§ Provided data:
·····

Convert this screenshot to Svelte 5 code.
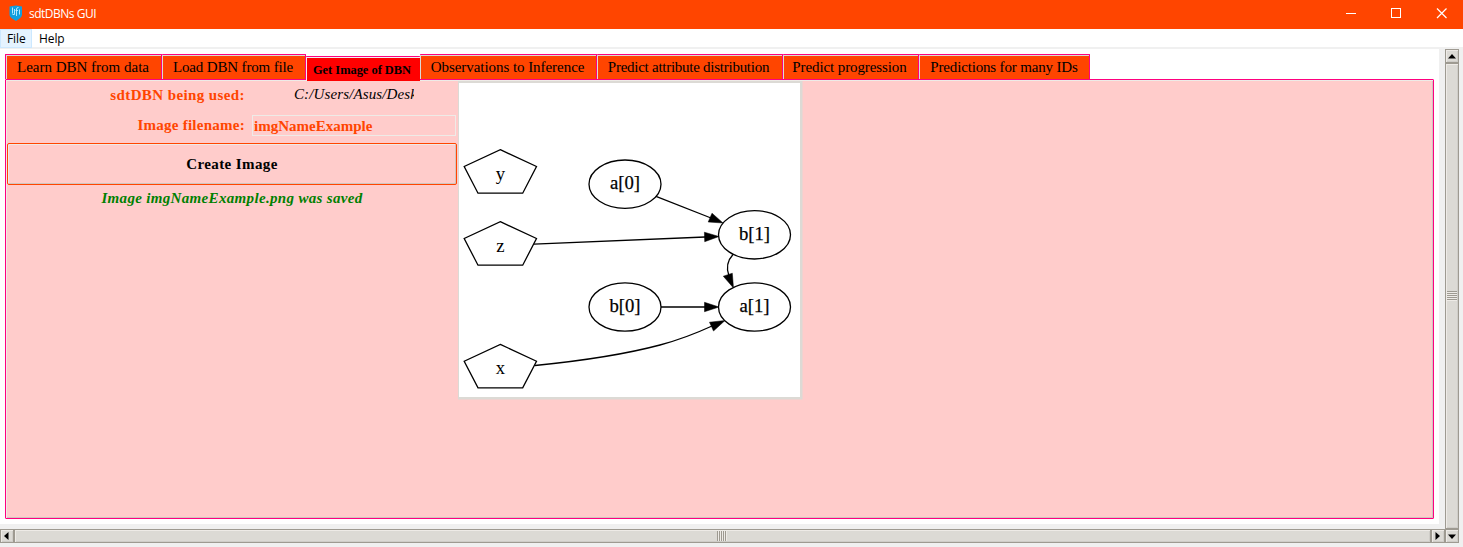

·····

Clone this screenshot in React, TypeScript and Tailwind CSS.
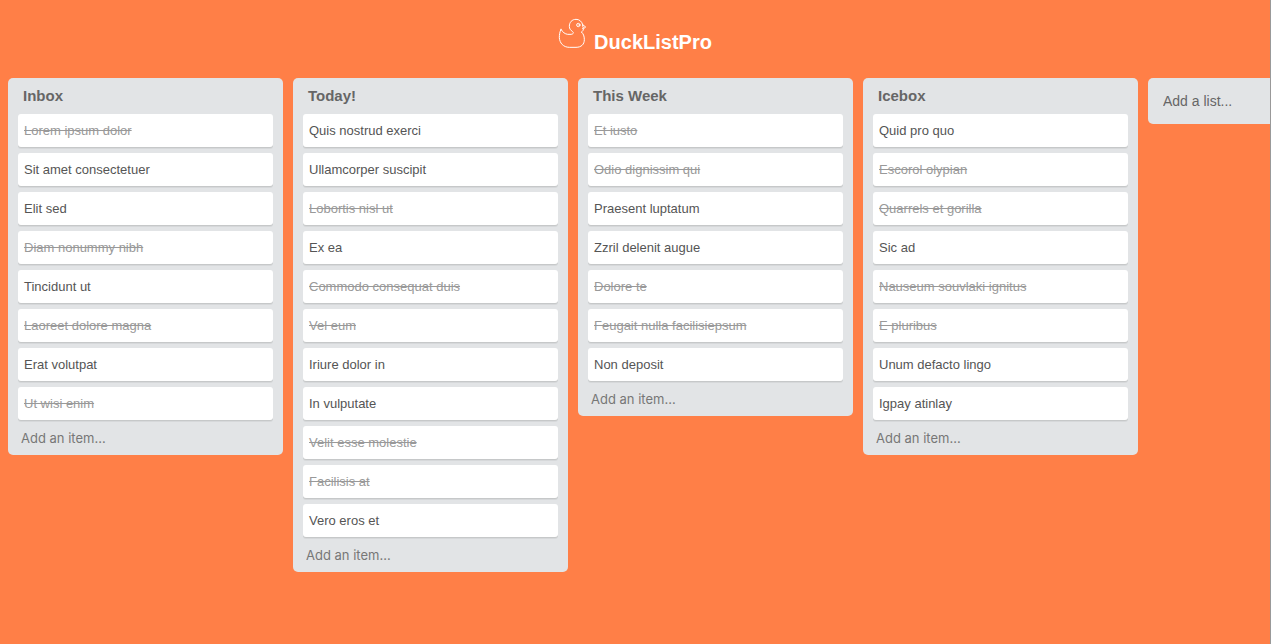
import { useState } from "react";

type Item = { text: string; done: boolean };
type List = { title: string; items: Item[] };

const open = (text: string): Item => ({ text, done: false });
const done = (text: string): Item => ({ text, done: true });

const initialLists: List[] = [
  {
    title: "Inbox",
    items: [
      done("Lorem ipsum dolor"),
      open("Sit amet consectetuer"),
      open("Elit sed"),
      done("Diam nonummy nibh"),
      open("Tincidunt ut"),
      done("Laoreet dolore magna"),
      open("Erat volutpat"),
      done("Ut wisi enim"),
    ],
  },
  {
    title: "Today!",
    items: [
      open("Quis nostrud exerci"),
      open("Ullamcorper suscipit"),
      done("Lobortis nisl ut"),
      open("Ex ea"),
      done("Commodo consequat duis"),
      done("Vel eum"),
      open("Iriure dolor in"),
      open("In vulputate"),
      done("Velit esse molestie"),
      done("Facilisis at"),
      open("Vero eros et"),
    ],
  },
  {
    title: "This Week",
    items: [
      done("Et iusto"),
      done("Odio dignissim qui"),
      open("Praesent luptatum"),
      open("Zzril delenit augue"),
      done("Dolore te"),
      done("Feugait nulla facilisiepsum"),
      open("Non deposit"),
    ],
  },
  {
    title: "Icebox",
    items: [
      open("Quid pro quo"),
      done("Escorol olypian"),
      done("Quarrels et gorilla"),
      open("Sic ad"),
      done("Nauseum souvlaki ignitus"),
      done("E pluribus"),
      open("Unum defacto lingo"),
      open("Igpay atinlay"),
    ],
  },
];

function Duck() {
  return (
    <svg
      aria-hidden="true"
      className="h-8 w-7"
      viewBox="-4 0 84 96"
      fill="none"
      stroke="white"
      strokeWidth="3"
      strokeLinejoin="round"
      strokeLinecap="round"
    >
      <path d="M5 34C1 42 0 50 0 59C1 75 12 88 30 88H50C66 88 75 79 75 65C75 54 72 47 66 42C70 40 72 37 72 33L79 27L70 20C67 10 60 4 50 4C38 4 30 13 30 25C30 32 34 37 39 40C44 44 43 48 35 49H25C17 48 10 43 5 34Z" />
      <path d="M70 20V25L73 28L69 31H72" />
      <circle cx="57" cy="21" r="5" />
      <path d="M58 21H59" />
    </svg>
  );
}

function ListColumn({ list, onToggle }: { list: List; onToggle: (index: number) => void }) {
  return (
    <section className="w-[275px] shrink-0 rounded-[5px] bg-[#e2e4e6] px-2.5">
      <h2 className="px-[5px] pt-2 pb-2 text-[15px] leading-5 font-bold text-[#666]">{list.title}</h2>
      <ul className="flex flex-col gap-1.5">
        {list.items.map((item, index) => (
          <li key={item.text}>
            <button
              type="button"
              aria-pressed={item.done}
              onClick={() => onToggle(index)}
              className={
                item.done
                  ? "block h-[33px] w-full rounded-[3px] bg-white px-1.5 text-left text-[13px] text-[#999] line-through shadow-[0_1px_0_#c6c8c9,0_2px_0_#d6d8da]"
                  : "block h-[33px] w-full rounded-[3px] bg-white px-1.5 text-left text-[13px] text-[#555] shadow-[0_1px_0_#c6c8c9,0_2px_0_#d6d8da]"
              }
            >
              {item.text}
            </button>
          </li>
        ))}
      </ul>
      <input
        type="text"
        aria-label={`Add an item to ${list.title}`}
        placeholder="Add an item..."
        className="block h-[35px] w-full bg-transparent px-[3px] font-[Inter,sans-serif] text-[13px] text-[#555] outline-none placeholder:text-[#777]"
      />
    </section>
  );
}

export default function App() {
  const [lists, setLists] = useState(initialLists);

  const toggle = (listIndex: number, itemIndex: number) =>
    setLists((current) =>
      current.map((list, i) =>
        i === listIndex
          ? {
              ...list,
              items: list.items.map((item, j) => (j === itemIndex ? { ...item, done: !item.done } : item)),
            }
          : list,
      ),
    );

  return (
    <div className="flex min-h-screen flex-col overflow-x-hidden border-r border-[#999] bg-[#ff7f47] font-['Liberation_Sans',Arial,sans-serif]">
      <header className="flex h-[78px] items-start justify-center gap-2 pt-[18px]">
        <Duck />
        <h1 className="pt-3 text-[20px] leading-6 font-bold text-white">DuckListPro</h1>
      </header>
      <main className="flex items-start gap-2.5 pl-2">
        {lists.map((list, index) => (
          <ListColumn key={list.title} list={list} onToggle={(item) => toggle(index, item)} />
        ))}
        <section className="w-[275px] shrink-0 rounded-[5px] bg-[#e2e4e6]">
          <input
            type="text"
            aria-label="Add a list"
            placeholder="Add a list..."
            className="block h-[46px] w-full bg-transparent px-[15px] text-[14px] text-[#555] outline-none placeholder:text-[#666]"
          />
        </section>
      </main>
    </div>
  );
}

·····

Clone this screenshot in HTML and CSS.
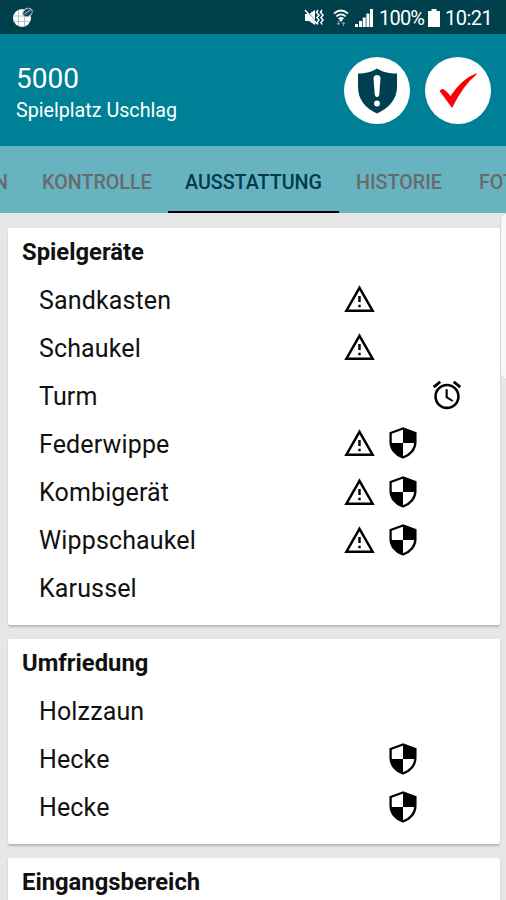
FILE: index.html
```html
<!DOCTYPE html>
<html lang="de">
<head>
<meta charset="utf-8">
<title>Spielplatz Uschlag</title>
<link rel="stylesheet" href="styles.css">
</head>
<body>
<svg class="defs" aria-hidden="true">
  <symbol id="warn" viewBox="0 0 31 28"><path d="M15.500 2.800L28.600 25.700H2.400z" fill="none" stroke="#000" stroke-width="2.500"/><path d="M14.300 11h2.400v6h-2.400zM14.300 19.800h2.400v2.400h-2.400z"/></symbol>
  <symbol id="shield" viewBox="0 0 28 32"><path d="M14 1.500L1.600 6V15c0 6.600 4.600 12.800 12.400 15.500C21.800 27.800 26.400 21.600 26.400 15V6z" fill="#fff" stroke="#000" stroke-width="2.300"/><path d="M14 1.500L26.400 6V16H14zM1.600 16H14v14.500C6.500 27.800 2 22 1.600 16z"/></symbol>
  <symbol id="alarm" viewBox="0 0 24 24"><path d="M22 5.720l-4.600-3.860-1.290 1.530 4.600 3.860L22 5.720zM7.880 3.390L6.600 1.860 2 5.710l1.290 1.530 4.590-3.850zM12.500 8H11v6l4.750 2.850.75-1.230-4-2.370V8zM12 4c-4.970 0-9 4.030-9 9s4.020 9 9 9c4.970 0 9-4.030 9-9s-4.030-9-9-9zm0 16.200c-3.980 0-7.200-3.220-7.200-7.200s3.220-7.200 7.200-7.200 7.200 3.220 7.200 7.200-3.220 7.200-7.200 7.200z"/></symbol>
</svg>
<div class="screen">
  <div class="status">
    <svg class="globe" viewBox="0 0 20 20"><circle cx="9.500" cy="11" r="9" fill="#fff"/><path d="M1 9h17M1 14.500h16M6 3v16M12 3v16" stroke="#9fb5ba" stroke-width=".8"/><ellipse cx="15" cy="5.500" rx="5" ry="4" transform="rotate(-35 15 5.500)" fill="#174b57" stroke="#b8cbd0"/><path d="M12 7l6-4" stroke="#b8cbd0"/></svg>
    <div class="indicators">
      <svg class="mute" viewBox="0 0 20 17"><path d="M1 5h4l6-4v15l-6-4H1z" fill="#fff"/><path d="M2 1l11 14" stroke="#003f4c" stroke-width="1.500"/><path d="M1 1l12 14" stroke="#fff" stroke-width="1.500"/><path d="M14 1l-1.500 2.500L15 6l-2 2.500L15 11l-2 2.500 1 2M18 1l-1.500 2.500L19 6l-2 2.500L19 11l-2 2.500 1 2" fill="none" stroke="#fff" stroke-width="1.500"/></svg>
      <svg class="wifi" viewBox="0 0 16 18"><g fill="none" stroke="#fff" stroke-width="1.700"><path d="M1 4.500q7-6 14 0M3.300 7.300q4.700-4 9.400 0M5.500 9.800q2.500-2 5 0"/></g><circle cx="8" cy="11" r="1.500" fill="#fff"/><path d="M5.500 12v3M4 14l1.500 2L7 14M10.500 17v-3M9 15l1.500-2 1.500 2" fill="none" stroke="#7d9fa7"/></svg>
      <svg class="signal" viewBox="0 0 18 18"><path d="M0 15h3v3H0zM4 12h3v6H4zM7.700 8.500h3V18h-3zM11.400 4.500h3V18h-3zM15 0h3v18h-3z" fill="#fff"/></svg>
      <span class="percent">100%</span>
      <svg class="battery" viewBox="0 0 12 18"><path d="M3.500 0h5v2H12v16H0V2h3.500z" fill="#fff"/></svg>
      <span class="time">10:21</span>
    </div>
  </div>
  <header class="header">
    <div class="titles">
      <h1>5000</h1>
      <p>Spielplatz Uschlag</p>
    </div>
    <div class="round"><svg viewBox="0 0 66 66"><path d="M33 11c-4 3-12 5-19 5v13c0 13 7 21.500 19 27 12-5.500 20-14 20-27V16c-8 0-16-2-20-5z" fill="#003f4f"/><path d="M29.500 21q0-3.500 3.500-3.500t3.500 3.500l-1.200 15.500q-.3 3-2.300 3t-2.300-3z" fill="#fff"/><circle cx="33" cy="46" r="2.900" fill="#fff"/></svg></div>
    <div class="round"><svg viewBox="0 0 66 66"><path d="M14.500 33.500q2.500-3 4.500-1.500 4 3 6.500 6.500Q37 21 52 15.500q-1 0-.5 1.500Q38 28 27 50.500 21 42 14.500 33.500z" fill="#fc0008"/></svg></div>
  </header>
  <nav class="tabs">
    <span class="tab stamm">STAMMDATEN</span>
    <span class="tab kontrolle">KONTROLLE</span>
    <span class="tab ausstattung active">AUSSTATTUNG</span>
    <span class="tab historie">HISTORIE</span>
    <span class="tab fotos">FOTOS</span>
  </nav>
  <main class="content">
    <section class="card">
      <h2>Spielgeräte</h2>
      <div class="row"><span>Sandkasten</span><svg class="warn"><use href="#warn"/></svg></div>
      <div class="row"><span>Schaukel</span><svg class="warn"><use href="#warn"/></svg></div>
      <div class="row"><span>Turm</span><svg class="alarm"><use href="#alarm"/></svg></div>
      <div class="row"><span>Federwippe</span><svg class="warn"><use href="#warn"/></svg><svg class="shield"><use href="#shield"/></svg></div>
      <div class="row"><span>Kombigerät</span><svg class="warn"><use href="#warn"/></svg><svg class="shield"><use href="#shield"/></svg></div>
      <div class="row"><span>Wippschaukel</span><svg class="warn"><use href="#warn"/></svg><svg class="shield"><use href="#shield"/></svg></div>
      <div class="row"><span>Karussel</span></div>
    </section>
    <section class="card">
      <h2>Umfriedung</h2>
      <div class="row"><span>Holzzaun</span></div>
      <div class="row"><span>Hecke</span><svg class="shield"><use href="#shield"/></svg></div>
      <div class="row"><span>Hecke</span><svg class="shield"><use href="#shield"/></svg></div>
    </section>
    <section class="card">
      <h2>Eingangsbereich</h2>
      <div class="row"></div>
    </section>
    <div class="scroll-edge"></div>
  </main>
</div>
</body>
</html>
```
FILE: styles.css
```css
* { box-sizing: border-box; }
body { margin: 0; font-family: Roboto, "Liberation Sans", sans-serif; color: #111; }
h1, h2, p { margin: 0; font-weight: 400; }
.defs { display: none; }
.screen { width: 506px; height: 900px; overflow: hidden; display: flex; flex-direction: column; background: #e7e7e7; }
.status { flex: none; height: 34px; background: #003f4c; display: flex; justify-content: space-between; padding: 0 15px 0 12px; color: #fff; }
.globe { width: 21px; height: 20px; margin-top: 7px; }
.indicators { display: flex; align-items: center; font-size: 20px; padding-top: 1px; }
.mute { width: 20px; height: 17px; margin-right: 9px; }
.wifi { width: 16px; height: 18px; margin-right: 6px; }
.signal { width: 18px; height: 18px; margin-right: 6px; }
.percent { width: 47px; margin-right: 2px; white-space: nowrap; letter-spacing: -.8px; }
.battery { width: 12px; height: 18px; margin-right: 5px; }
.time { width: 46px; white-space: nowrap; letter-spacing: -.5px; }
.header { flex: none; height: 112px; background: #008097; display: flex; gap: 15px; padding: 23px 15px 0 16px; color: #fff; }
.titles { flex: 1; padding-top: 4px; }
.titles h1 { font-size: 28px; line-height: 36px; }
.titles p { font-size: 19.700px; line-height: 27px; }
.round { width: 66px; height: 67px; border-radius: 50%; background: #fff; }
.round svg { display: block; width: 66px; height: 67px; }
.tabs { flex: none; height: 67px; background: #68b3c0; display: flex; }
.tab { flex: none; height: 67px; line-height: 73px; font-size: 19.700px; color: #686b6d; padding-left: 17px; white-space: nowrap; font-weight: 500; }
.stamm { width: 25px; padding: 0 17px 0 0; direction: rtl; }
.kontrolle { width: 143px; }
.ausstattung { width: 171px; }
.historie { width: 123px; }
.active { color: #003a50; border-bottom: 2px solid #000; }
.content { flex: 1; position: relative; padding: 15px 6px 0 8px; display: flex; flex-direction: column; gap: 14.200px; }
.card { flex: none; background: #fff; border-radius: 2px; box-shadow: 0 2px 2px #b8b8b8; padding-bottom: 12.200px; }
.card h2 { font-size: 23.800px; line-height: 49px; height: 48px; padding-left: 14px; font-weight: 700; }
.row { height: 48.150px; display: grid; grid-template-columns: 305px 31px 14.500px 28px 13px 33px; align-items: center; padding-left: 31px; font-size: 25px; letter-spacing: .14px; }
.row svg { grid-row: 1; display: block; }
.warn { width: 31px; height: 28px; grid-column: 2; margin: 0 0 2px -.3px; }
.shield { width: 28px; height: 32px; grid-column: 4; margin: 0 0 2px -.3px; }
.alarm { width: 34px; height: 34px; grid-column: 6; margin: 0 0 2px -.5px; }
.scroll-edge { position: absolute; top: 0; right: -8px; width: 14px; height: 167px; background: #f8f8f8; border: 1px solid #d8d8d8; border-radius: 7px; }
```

·····

§ What you should do: Print exactly what appears from the line holding "Clone this screenshot in React, TypeScript" down to the line holding "const done = (text: string): Item", both ends kept, leaving out the pictures.

§ The answer:
Clone this screenshot in React, TypeScript and Tailwind CSS.
import { useState } from "react";

type Item = { text: string; done: boolean };
type List = { title: string; items: Item[] };

const open = (text: string): Item => ({ text, done: false });
const done = (text: string): Item => ({ text, done: true });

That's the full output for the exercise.